Material ::
□ □ □ □

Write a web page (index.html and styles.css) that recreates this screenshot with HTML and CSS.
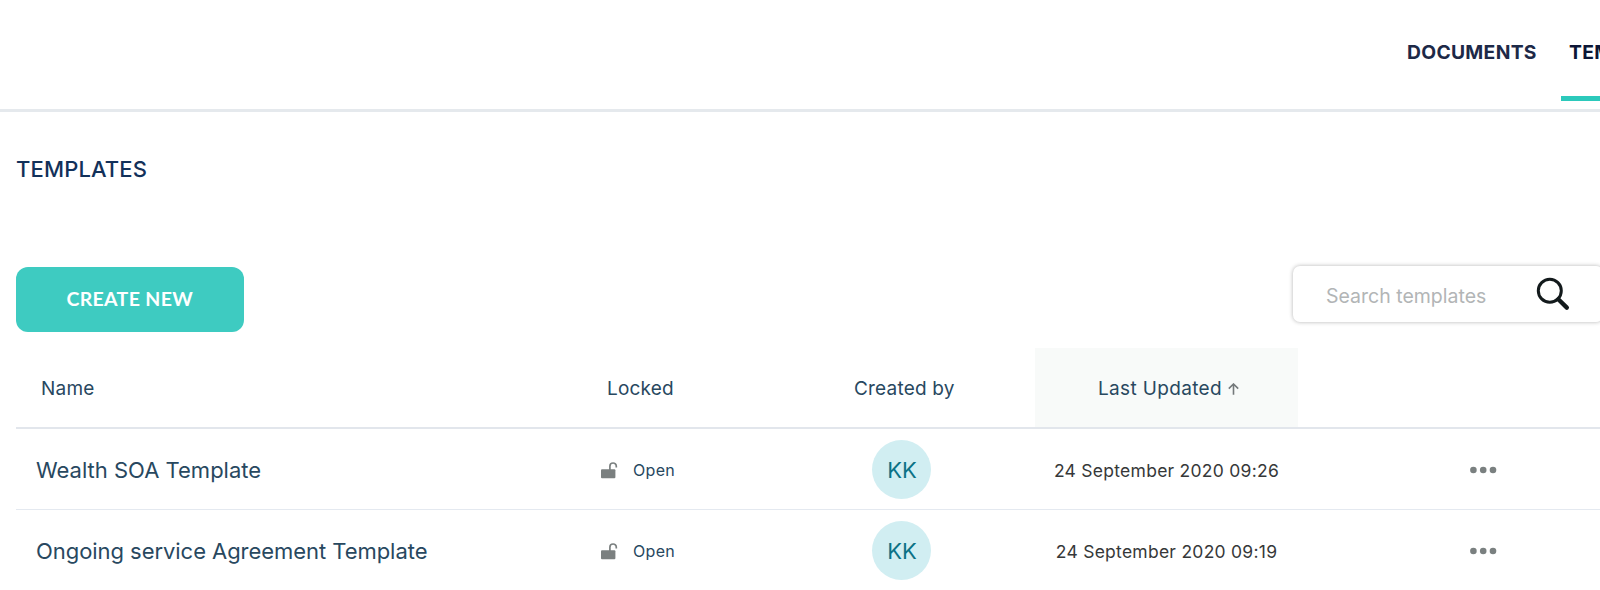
FILE: index.html
```html
<!DOCTYPE html>
<html lang="en">
<head>
<meta charset="utf-8">
<title>Templates</title>
<link rel="stylesheet" href="styles.css">
</head>
<body>
<header class="topbar">
  <nav class="nav">
    <a class="tab"><span class="tab-label">DOCUMENTS</span></a>
    <a class="tab active"><span class="tab-label">TEMPLATES</span></a>
  </nav>
</header>
<main class="page">
  <h1 class="title">TEMPLATES</h1>
  <div class="toolbar">
    <button class="create">CREATE NEW</button>
    <div class="search">
      <span class="placeholder">Search templates</span>
      <svg class="search-icon" width="34" height="34" viewBox="0 0 34 34" fill="none" stroke="#131a1c">
        <circle cx="13.8" cy="13.8" r="11.5" stroke-width="3"/>
        <path d="M22.3 22.3L30.8 30.6" stroke-width="4.4" stroke-linecap="round"/>
      </svg>
    </div>
  </div>
  <div class="table">
    <div class="row head">
      <div class="h-name"><span>Name</span></div>
      <div class="h-locked"><span>Locked</span></div>
      <div class="h-created"><span>Created by</span></div>
      <div class="h-updated"><span>Last Updated</span>
        <svg class="arrow" width="11" height="12" viewBox="0 0 11 12" fill="none" stroke="#74797b" stroke-width="1.6"><path d="M5.5 11.8V1.2M.8 5.6L5.5 1L10.2 5.6"/></svg>
      </div>
      <div></div>
    </div>
    <div class="row">
      <div class="name"><span class="name-a">Wealth SOA Template</span></div>
      <div class="locked">
        <svg class="lock" width="17" height="17" viewBox="0 0 17 17"><rect y="7.2" width="14.4" height="9" rx="1" fill="#7b8080"/><path d="M8.9 8V4.2a3.2 3.2 0 0 1 6.4 0V5.6" fill="none" stroke="#7b8080" stroke-width="1.7"/></svg>
        <span class="open">Open</span>
      </div>
      <div class="created"><span class="avatar">KK</span></div>
      <div class="updated"><span>24 September 2020 09:26</span></div>
      <div class="more"><svg width="27" height="8" viewBox="0 0 27 8" fill="#7a8080"><circle cx="3.4" cy="4" r="3.3"/><circle cx="13.2" cy="4" r="3.3"/><circle cx="23" cy="4" r="3.3"/></svg></div>
    </div>
    <div class="row">
      <div class="name"><span class="name-b">Ongoing service Agreement Template</span></div>
      <div class="locked">
        <svg class="lock" width="17" height="17" viewBox="0 0 17 17"><rect y="7.2" width="14.4" height="9" rx="1" fill="#7b8080"/><path d="M8.9 8V4.2a3.2 3.2 0 0 1 6.4 0V5.6" fill="none" stroke="#7b8080" stroke-width="1.7"/></svg>
        <span class="open">Open</span>
      </div>
      <div class="created"><span class="avatar">KK</span></div>
      <div class="updated"><span>24 September 2020 09:19</span></div>
      <div class="more"><svg width="27" height="8" viewBox="0 0 27 8" fill="#7a8080"><circle cx="3.4" cy="4" r="3.3"/><circle cx="13.2" cy="4" r="3.3"/><circle cx="23" cy="4" r="3.3"/></svg></div>
    </div>
  </div>
</main>
</body>
</html>
```
FILE: styles.css
```css
* { box-sizing: border-box; }
body {
  margin: 0;
  height: 590px;
  overflow: hidden;
  background: #fff;
  color: #28485f;
  font-family: Inter, "Liberation Sans", sans-serif;
}
.topbar {
  height: 112px;
  border-bottom: 3px solid #e5e9ed;
  overflow: hidden;
}
.nav {
  display: flex;
  gap: 16px;
  padding-left: 1399px;
}
.tab {
  flex: none;
  height: 101px;
  padding: 2px 9px 0 8px;
  width: 146px;
  border-bottom: 5px solid transparent;
  line-height: 100px;
  font-size: 19.3px;
  letter-spacing: .3px;
  font-weight: 700;
  color: #1d2947;
  white-space: nowrap;
}
.tab.active { width: 160px; border-color: #2cc9bb; color: #0c1636; }
.page { padding-left: 16px; }
.title {
  margin: 42px 0 0;
  height: 30px;
  line-height: 30px;
  font-size: 22px;
  letter-spacing: .15px;
  font-weight: 500;
  color: #12315a;
}
.toolbar {
  display: flex;
  justify-content: space-between;
  align-items: flex-start;
  margin-top: 82px;
  height: 82px;
}
.create {
  width: 227.5px;
  height: 65px;
  margin-top: .5px;
  padding: 0 0 1px;
  border: 0;
  border-radius: 12px;
  background: #3ecbc1;
  color: #fff;
  font: 700 19.5px Lato, sans-serif;
  letter-spacing: .35px;
}
.search {
  display: flex;
  align-items: center;
  width: 310px;
  height: 56px;
  margin-right: -3px;
  padding-left: 33px;
  border-radius: 7px;
  background: #fff;
  box-shadow: 0 0 4px rgba(0, 0, 0, .3);
}
.placeholder { width: 210px; padding-top: 3px; font-size: 19.5px; color: #b2b5b6; white-space: nowrap; }
.row {
  display: grid;
  grid-template-columns: 566px 230px 223px 263px 302px;
  height: 81px;
  border-bottom: 1px solid #e4e9f0;
  white-space: nowrap;
}
.row > div { display: flex; align-items: center; padding-top: 2px; }
.head { border-bottom: 2px solid #e2e6ec; font-size: 19px; letter-spacing: .2px; }
.h-name { padding-left: 25px; }
.h-locked { padding-left: 25px; }
.h-created { padding-left: 42px; }
.h-updated { padding-left: 63px; background: #f8faf9; letter-spacing: .35px; }
.arrow { margin-left: 6px; }
.name { padding-left: 20px; font-size: 22px; }
.name-b { letter-spacing: -.05px; }
.locked { padding-left: 19px; }
.lock { margin-right: 15px; }
.open { font-size: 16px; letter-spacing: .3px; }
.row > .created { padding: 1px 0 0 60px; }
.avatar {
  display: flex;
  align-items: center;
  justify-content: center;
  width: 59px;
  height: 59px;
  padding-left: 1px;
  border-radius: 50%;
  background: #d1eef2;
  color: #0c7286;
  font-size: 22px;
}
.updated { justify-content: center; font-size: 17.5px; letter-spacing: .26px; color: #363839; }
.more { padding-left: 172px; }
```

□ □ □ □

Work instructions ::
Which lines include the word "styles"? List them all.

Solution for this task ::
Write a web page (index.html and styles.css) that recreates this screenshot with HTML and CSS.
<link rel="stylesheet" href="styles.css">
FILE: styles.css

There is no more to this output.